According to court records, Pasillas’ son was 13 in May 2022 when a locker search – conducted during an investigation of Heritage Middle School bathroom wall drawings – led Dean Scott Forman to discover the loaded pellet gun inside the boy’s backpack.

“The orange safety tip on the end of the barrel of the pellet gun had been painted black, and Forman initially believed it to have been a real firearm,” Hoffman wrote. “Forman and Assistant Principal Laura Skowronek then met with A.A., who admitted that the gun was his and explained that he had obtained it from a friend. Skowronek then called Pasillas and informed her that they had found the gun in A.A.’s backpack. Skowronek completed a suspension notification form stating that A.A. was to be suspended from school for the remaining seven days of the school year for possessing a weapon and engaging in gang-like activities.”

The family argued the board failed to exhaust alternative interventions, didn’t show how the boy’s continued presence in school would be problematic and abused its discretion with a one-year suspension, the result of a July hearing at which the District 104 expulsion director said the “administrator conference” referenced on a notice for that hearing was the meeting with A.A., Forman and Skowronek the day Forman found the gun.

Hoffman quoted the School Code’s guidance for written explanations of expulsions as mandating “it shall be documented whether other interventions were attempted or whether it was determined that there were no other appropriate and available interventions.” As such, he continued, the availability of interventions doesn’t compel a board to pursue those avenues once it determines the options aren’t appropriate to the circumstances.

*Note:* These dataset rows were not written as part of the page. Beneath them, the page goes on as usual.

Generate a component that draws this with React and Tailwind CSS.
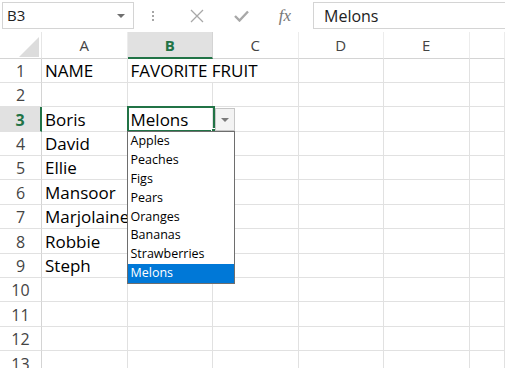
import React from "react";

const COLS = ["A", "B", "C", "D", "E", ""];
const FRUITS = ["Apples", "Peaches", "Figs", "Pears", "Oranges", "Bananas", "Strawberries", "Melons"];
const ROWS = [
  ["NAME", "FAVORITE FRUIT"],
  ["", ""],
  ["Boris", "Melons"],
  ["David", ""],
  ["Ellie", ""],
  ["Mansoor", ""],
  ["Marjolaine", ""],
  ["Robbie", ""],
  ["Steph", ""],
  ["", ""],
  ["", ""],
  ["", ""],
  ["", ""],
];

const font = { fontFamily: '"Open Sans", "Noto Sans", sans-serif' };

function DropdownList() {
  return (
    <>
      {/* the little arrow button next to the active cell */}
      <div className="absolute left-[87px] top-[1px] z-20 w-[20px] h-[23px] bg-[#f3f3f3] border border-[#c6c6c6] flex items-center justify-center">
        <div className="w-0 h-0 border-l-[4px] border-r-[4px] border-t-[4px] border-l-transparent border-r-transparent border-t-[#7a7a7a]" />
      </div>
      <div className="absolute left-[-1px] top-[24px] z-20 w-[108px] bg-white border border-[#6e6e6e] flex flex-col">
        {FRUITS.map((f) => (
          <div
            key={f}
            className={`h-[18.8px] pl-[3px] flex items-center text-[12.5px] leading-none ${
              f === "Melons" ? "bg-[#0078d7] text-white" : "text-black"
            }`}
          >
            {f}
          </div>
        ))}
      </div>
    </>
  );
}

export default function App() {
  return (
    <div className="w-[505px] h-[368px] overflow-hidden bg-white select-none" style={font}>
      {/* Name box + formula bar */}
      <div className="h-[32px] flex items-start pt-[2px]">
        <div className="ml-[2px] w-[132px] h-[27px] border border-[#d4d4d4] flex items-center justify-between pl-[4px] pr-[8px]">
          <span className="text-[15px] text-[#222]">B3</span>
          <div className="w-0 h-0 border-l-[4px] border-r-[4px] border-t-[4px] border-l-transparent border-r-transparent border-t-[#6f6f6f]" />
        </div>
        <div className="w-[38px] h-[27px] flex flex-col items-center justify-center gap-[2px]">
          <div className="w-[2px] h-[2px] bg-[#a6a6a6]" />
          <div className="w-[2px] h-[2px] bg-[#a6a6a6]" />
          <div className="w-[2px] h-[2px] bg-[#a6a6a6]" />
        </div>
        <div className="w-[141px] h-[27px] flex items-center">
          <div className="w-[50px] flex justify-center">
            <svg width="14" height="14" viewBox="0 0 14 14">
              <path d="M1 1 L13 13 M13 1 L1 13" stroke="#a8a8a8" strokeWidth="1.3" fill="none" />
            </svg>
          </div>
          <div className="w-[38px] flex justify-center">
            <svg width="15" height="12" viewBox="0 0 15 12">
              <path d="M1 6 L5.5 10.5 L14 1.5" stroke="#a8a8a8" strokeWidth="2.4" fill="none" />
            </svg>
          </div>
          <div className="w-[50px] flex justify-center">
            <span className="text-[17px] italic text-[#777]" style={{ fontFamily: '"Liberation Serif", serif' }}>
              fx
            </span>
          </div>
        </div>
        <div className="flex-1 h-[27px] border border-r-0 border-[#d4d4d4] flex items-center pl-[10px]">
          <span className="text-[16px] text-[#222]">Melons</span>
        </div>
      </div>

      {/* Sheet grid */}
      <div className="grid grid-cols-[42px_85.5px_85.5px_85.5px_85.5px_85.5px_1fr]">
        {/* header row */}
        <div className="h-[26.5px] border-b border-[#d4d4d4] border-r border-r-[#e6e6e6] flex items-end justify-end pr-[2px] pb-[1px]">
          <div className="w-0 h-0 border-b-[20px] border-l-[20px] border-b-[#dcdcdc] border-l-transparent" />
        </div>
        {COLS.map((c, i) => (
          <div
            key={i}
            className={`h-[26.5px] flex items-center justify-center text-[15px] pt-[1px] ${
              c === "B"
                ? "bg-[#e1e1e1] border-b-2 border-[#217346] text-[#217346] font-bold border-r border-r-[#d4d4d4]"
                : "border-b border-[#d4d4d4] border-r border-r-[#ececec] text-[#444]"
            }`}
          >
            {c}
          </div>
        ))}

        {ROWS.map((r, ri) => {
          const rowNum = ri + 1;
          const active = rowNum === 3;
          return (
            <React.Fragment key={ri}>
              <div
                className={`h-[24.4px] flex items-end justify-center pb-[3px] text-[16px] leading-none border-b border-[#e1e1e1] ${
                  active
                    ? "bg-[#e1e1e1] border-r-2 border-r-[#217346] text-[#217346] font-bold"
                    : "border-r border-r-[#d4d4d4] text-[#444]"
                }`}
              >
                {rowNum}
              </div>
              {COLS.map((c, ci) => {
                const txt = ci < 2 ? r[ci] : "";
                const selected = active && ci === 1;
                // text spilling into the next cell hides that gridline
                const spills = rowNum === 1 && ci === 1;
                return (
                  <div
                    key={ci}
                    className={`relative h-[24.4px] border-b border-[#e1e1e1] flex items-end pl-[3px] pb-[3px] text-[17px] leading-none text-black whitespace-nowrap ${
                      spills ? "" : "border-r border-r-[#e1e1e1]"
                    } ${ci === 0 ? "z-10" : ""} ${selected ? "z-20" : ""}`}
                  >
                    {selected && (
                      <div className="absolute left-[-1px] top-[-1px] w-[88px] h-[26px] border-2 border-[#217346] pointer-events-none">
                        <div className="absolute right-[-3px] bottom-[-3px] w-[5px] h-[5px] bg-[#217346] border border-white" />
                      </div>
                    )}
                    <span className="relative">{txt}</span>
                    {selected && <DropdownList />}
                  </div>
                );
              })}
            </React.Fragment>
          );
        })}
      </div>
    </div>
  );
}
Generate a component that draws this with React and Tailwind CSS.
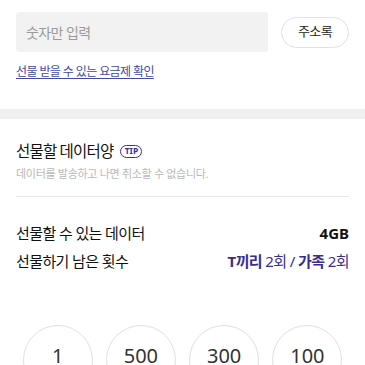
import React from 'react'

const amounts = ['1', '500', '300', '100']

export default function App() {
  return (
    <div className="min-h-screen bg-white text-[#222] tracking-[-0.6px]" style={{ fontFamily: '"Noto Sans", "Noto Sans CJK KR", sans-serif' }}>
      <div className="px-4 pt-3">
        <div className="flex items-center gap-[13px]">
          <div className="flex h-10 w-[252px] items-center rounded bg-[#f2f2f2] px-[10px] text-[14px] text-[#9a9a9a]">숫자만 입력</div>
          <button className="h-[31px] flex-1 rounded-full border border-[#e2e2e2] text-[13px] text-[#222]">주소록</button>
        </div>
        <a className="mt-[11px] block text-[12px] text-[#3e4ca3] underline underline-offset-2">선물 받을 수 있는 요금제 확인</a>
      </div>

      <div className="mt-[28px] h-[10px] bg-[#f0f0f0]" />

      <div className="px-4 pt-[22px]">
        <div className="flex items-center gap-[7px]">
          <h2 className="text-[15.5px] leading-[20px] tracking-[-0.8px] text-[#111]">선물할 데이터양</h2>
          <span className="flex h-[13px] w-[22px] items-center justify-center rounded-full border-[1.5px] border-[#3b2f99] text-[8.5px] font-bold leading-none tracking-normal text-[#3b2f99]">TIP</span>
        </div>
        <p className="mt-[5px] text-[11px] tracking-[-0.3px] text-[#b8b8b8]">데이터를 발송하고 나면 취소할 수 없습니다.</p>
        <div className="mt-[13px] h-px bg-[#e8e8e8]" />

        <div className="mt-[27px] flex items-center justify-between text-[15px] leading-[18px]">
          <span className="text-[#111]">선물할 수 있는 데이터</span>
          <span className="font-bold tracking-normal text-[#111]">4GB</span>
        </div>
        <div className="mt-[10px] flex items-center justify-between text-[15px] leading-[18px]">
          <span className="text-[#111]">선물하기 남은 횟수</span>
          <span className="text-[#3a2d8f]">
            <b>T끼리</b> 2회 / <b>가족</b> 2회
          </span>
        </div>

        <div className="mt-[55px] grid grid-cols-4">
          {amounts.map((a) => (
            <div key={a} className="flex justify-center">
              <div className="flex h-[70px] w-[70px] items-center justify-center rounded-full border border-[#e0e0e0] pb-[8px] text-[20px] tracking-normal text-[#333]">
                {a}
              </div>
            </div>
          ))}
        </div>
      </div>
    </div>
  )
}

“The school officials noted that A.A. had been instructed on school safety and prohibited items at school, and he knew that he was not allowed to bring a gun to school,” Hoffman wrote. “According to the officials, the appropriate interventions had been exhausted. This was a determination that was within the school officials’ discretion, and we cannot say that their determination on this issue was clearly erroneous.”

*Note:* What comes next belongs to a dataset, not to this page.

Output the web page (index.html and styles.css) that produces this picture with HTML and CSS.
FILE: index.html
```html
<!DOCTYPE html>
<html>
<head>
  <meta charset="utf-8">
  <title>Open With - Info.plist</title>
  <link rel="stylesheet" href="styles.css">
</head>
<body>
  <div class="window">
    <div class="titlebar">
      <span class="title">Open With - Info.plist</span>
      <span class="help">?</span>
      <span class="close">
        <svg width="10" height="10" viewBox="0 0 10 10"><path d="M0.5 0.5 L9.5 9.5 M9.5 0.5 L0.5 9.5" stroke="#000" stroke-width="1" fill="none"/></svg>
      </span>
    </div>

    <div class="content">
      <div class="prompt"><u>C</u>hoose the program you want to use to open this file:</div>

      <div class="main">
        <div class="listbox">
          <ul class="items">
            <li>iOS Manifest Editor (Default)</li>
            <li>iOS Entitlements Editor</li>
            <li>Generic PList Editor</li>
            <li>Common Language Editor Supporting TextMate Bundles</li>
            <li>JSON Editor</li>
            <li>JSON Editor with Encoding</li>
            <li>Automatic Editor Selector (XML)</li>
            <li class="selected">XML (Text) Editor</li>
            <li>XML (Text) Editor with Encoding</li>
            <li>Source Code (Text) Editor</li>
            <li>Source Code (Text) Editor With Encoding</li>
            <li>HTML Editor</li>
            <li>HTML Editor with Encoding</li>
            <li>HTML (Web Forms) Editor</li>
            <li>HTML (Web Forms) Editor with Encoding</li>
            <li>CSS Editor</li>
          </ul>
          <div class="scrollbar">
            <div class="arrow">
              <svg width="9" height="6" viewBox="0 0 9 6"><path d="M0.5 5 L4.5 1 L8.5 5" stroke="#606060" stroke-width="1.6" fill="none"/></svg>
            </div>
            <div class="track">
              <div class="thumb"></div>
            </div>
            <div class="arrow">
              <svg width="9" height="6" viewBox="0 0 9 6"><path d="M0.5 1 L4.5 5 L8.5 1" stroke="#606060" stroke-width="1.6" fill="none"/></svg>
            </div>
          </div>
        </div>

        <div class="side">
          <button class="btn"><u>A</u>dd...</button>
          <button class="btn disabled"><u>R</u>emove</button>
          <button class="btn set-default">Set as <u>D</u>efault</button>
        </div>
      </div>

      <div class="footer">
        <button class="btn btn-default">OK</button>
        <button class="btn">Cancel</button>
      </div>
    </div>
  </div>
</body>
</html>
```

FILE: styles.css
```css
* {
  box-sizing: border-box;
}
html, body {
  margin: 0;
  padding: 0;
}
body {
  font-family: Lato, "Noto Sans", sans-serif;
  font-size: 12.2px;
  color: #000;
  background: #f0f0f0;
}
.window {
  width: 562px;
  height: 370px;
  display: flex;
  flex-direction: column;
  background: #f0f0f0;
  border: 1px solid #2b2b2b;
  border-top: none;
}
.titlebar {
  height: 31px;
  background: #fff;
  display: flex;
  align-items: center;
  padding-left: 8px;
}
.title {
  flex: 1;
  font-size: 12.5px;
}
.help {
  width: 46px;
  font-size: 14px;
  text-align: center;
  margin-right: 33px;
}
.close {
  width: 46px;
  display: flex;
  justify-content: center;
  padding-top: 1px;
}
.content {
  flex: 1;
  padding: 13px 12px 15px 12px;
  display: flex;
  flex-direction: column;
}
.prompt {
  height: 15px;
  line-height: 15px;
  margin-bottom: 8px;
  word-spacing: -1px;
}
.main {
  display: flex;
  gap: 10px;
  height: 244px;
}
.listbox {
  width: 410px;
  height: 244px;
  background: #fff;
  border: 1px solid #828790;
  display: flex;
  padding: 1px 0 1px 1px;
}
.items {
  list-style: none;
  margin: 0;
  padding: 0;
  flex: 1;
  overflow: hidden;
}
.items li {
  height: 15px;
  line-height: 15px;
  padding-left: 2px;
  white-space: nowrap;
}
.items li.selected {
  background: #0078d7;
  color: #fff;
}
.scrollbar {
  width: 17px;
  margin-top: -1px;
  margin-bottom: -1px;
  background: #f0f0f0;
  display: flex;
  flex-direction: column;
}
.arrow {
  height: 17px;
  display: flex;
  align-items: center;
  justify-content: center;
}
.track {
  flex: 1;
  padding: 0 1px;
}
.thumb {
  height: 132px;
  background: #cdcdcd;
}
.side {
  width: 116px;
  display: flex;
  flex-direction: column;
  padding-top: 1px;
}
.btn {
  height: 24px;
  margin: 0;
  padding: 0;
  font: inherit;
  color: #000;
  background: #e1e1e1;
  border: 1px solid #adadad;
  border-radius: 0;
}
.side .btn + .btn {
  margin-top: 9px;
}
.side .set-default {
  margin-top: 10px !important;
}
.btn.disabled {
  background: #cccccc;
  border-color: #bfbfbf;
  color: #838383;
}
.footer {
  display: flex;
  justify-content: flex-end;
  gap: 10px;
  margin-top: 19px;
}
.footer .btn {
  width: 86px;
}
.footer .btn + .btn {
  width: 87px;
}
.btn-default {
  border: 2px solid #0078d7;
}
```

The majority rejected the argument the expulsion is de facto zero tolerance policy — the School Code prohibits such structures — finding the record demonstrates administrators had discretion in what they recommended to the board. It also said A.A. was wrong to accuse the school board of determining the impact of his continued presence in school based on past actions as the school officials made that decision and the record has “indications that they were properly conducting a forward-looking analysis.”

Hoffman noted the student said he didn’t threaten or intend to use the gun, offered to undergo daily bag checks and complete community service, but again deferred to school officials’ discretion and noted the ultimate decision wasn’t clearly in error. The majority finally rejected the family’s argument the board exceeded the limits of its discretion, noting a recent School Code amendment obviates the need to look at the factors each side cited.

The old standards are significantly incorporated in the amendment, Hoffman wrote, and even if applied to A.A.’s case, “our view of the propriety of the Board’s ruling would not change and we would still see no abuse of discretion in Board’s decision to expel A.A.”

Ocasio opened his dissent by noting the Heritage Middle School incident played out on the same day as a school shooting spree in Uvalde, Texas. But he also said school officials were looking for a paint pen, quickly learned the gun wasn’t a deadly firearm and had no obligation to issue the suspension.

“For too long, Illinois schools were too quick to impose a punishment that was too extreme: Expulsion,” Ocasio wrote. 

And although judicial review of school discipline “has been exceedingly deferential,” he also noted the School Code “substantially circumscribes the discretion of school officials to expel students. The role of the courts is to ensure that expulsion decisions are made within the framework provided by the statute.”

Ocasio agreed District 104 has a de facto zero tolerance policy if its only procedure is telling all students not to bring pellet guns to school and expelling those who do, which he said “is contrary to the plain legislative intent to limit mandatory expulsions to students who either possess a firearm or use some other kind of weapon.”

The record, Ocasio continued, “simply does not show that school officials considered any ‘intervention’ short of expelling A.A.” He added the record also doesn’t support a determination that allowing the boy to return the next school year “would pose a safety threat or disruption to the school that could not be resolved or addressed through reasonable measures.”

Although he said “A.A.’s conduct — bringing a pellet gun to school multiple times — is extremely serious, both as a matter of behavioral discipline and school safety,” Ocasio also said the initial seven-day suspension, apparently unchallenged, served “as a safety precaution to provide officials with the time and space to make a considered judgment about how to proceed. The problem here is that the administrative record fails to reflect any deliberation or consideration of alternatives beyond that initial response.”

A.A. is represented by Ashley Fretthold, Ben Bennett and Hannah Berkowitz, of Legal Aid for Chicago. Legal Aid did not respond to a request for comment.

District 104 is represented by Odelson, Murphey, Frazier & McGrath, of Evergreen Park.